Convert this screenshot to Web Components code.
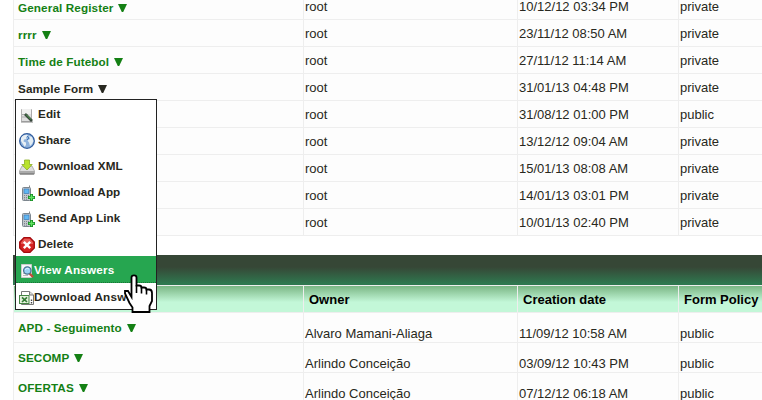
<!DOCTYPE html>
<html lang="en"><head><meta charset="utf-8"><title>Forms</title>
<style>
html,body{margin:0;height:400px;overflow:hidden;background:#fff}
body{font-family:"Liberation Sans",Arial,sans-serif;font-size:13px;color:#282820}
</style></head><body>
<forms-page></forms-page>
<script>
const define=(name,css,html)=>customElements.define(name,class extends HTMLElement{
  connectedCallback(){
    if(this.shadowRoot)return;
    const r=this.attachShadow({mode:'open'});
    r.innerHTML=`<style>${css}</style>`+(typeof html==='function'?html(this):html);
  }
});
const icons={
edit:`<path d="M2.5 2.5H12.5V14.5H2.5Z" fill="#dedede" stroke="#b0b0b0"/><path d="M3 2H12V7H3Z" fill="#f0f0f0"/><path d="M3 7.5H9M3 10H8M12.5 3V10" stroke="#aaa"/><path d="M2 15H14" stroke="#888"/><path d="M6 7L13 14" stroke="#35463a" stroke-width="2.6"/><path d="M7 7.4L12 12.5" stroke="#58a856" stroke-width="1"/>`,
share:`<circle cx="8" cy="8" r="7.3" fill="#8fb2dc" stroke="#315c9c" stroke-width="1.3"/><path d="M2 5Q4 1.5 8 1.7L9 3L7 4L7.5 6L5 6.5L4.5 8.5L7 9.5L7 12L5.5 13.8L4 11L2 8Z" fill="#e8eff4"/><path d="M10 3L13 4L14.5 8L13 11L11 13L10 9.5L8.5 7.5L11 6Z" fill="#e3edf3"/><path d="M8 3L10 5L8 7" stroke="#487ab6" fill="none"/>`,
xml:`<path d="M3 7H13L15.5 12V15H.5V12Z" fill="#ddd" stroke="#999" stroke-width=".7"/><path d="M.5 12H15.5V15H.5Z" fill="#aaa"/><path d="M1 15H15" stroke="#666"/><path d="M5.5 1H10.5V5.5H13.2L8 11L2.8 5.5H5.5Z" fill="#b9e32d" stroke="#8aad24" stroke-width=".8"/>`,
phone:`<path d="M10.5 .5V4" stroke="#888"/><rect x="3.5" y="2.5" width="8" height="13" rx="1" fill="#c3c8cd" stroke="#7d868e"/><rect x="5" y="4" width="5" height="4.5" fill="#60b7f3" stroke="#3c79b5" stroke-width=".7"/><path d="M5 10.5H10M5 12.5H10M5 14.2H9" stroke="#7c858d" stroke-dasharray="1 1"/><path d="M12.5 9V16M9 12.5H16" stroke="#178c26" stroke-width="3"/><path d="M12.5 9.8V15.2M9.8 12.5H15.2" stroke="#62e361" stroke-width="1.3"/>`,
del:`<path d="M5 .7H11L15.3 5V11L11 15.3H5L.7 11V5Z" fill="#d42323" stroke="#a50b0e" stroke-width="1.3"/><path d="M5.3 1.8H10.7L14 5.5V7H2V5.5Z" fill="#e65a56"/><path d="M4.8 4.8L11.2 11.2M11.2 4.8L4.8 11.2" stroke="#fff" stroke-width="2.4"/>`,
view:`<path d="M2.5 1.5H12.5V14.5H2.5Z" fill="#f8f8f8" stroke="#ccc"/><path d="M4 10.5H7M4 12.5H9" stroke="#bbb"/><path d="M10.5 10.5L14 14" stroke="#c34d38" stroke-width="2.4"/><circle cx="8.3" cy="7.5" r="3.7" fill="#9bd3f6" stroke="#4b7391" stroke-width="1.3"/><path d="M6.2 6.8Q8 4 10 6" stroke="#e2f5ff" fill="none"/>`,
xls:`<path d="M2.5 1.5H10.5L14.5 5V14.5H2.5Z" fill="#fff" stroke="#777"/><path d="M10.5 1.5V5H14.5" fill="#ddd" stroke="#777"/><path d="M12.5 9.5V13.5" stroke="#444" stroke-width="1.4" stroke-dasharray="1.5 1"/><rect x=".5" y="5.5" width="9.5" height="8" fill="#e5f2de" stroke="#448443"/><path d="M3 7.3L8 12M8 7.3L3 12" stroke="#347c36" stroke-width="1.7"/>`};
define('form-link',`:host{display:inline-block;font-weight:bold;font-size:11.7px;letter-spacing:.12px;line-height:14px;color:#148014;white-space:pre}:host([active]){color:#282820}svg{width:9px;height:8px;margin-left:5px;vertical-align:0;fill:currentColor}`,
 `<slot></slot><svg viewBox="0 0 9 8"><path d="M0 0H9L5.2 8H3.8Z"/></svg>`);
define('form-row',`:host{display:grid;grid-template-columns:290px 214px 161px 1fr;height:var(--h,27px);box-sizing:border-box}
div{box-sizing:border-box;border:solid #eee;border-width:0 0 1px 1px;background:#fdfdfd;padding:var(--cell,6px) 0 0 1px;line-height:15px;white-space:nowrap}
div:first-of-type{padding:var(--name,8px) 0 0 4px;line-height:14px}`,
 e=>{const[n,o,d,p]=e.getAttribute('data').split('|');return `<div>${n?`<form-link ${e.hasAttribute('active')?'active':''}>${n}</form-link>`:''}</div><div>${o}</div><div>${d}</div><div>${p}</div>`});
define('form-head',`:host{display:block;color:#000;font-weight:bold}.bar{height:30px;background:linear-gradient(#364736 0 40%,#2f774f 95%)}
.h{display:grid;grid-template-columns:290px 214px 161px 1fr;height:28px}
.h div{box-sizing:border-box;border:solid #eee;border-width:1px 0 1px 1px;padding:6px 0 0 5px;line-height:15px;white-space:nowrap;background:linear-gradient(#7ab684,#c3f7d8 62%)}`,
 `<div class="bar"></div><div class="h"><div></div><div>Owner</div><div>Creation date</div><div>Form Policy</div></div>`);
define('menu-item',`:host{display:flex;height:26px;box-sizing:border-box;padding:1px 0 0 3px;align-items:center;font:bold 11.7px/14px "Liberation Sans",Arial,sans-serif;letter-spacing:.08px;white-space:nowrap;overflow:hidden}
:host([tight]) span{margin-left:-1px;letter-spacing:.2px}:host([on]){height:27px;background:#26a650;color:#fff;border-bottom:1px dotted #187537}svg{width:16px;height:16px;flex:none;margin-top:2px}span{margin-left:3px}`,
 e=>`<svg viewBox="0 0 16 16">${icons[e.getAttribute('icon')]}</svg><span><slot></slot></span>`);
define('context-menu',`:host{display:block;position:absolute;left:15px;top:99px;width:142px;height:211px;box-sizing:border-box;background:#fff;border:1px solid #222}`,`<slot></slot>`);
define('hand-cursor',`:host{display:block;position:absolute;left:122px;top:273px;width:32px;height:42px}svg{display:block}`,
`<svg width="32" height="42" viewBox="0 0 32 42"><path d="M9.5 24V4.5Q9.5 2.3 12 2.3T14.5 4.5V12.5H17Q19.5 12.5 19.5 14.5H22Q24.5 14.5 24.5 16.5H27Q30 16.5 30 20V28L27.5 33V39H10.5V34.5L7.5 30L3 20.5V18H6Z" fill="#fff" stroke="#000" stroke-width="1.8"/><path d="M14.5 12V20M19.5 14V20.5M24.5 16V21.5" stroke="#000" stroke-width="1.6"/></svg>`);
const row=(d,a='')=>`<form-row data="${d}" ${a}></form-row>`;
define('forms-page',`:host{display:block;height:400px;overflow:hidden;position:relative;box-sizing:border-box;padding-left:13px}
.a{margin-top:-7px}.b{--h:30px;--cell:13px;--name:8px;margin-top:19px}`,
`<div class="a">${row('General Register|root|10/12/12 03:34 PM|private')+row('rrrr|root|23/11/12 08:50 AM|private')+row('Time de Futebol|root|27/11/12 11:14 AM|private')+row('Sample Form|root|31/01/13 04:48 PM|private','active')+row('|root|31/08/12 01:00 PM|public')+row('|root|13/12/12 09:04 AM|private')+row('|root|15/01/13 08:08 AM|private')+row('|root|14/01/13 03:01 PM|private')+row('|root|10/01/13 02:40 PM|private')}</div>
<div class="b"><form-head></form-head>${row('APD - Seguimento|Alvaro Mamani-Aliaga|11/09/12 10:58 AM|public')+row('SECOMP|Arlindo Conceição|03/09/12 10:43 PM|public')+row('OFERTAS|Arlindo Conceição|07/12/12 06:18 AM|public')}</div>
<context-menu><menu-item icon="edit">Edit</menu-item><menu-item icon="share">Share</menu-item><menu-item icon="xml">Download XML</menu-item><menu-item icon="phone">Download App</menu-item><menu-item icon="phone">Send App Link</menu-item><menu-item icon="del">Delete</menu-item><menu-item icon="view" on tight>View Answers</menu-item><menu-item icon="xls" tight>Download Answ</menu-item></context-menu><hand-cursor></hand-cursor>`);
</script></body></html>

-------------------------

Task instructions: Each line above that holds the string "this" should be copied and shown.

Result below:
Convert this screenshot to Web Components code.
    if(this.shadowRoot)return;
    const r=this.attachShadow({mode:'open'});
    r.innerHTML=`<style>${css}</style>`+(typeof html==='function'?html(this):html);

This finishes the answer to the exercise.